Love the Truth and Peace: Three Categories of Religious Indifference
The prophet Zechariah's closing exhortation—"Therefore love the truth and peace"—carries particular weight as nearly his final message to Israel. This admonition addressed the spiritual lethargy of post-exilic Judah and remains urgently applicable to baptized Christians today.
Exell identifies three categories of those who fail to "love the truth." First are those with no care for religious truth whatsoever—those who treat inquiry into spiritual condition as optional rather than imperative, contrary to both natural piety and common sense. Second are those who mistake sincerity for substance, believing one faith as valid as another. These persons, Exell warns, "strike at the very foundations of all religious truth." Third are those who intellectually acknowledge truth but fail to engage their hearts and minds deeply—settling for shallow, imperfect comprehension of "the greatest and most concerning of all subjects."

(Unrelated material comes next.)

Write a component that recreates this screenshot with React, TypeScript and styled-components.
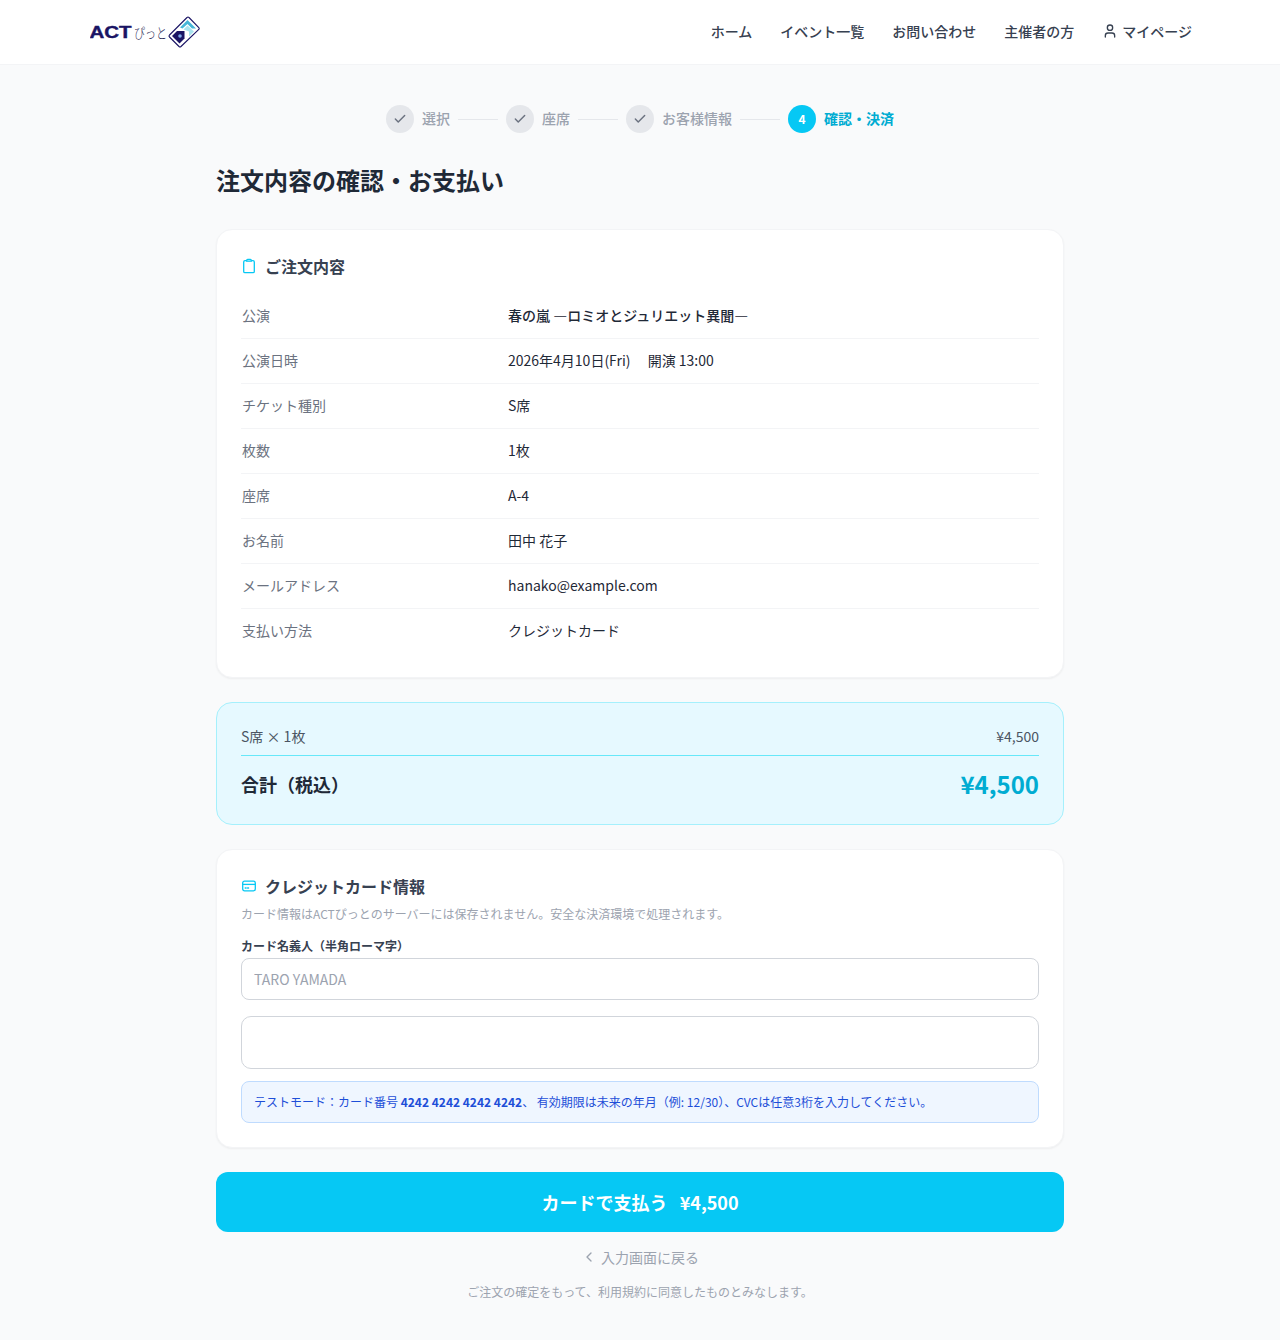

Yet Exell reclaims the term "bigotry" itself, distinguishing a noble species: steadfast adherence to God's Word in faith and obedience to His will, however revealed. This firm conviction honors Elohim's aletheia (ἀλήθεια—truth) as immovable foundation. Love, when unperverted and refined by the Holy Spirit's energies, becomes "the fulfilling of the law, the sum of religion, and our assimilation to the God of love." Truth without love remains cold; love without truth becomes deception.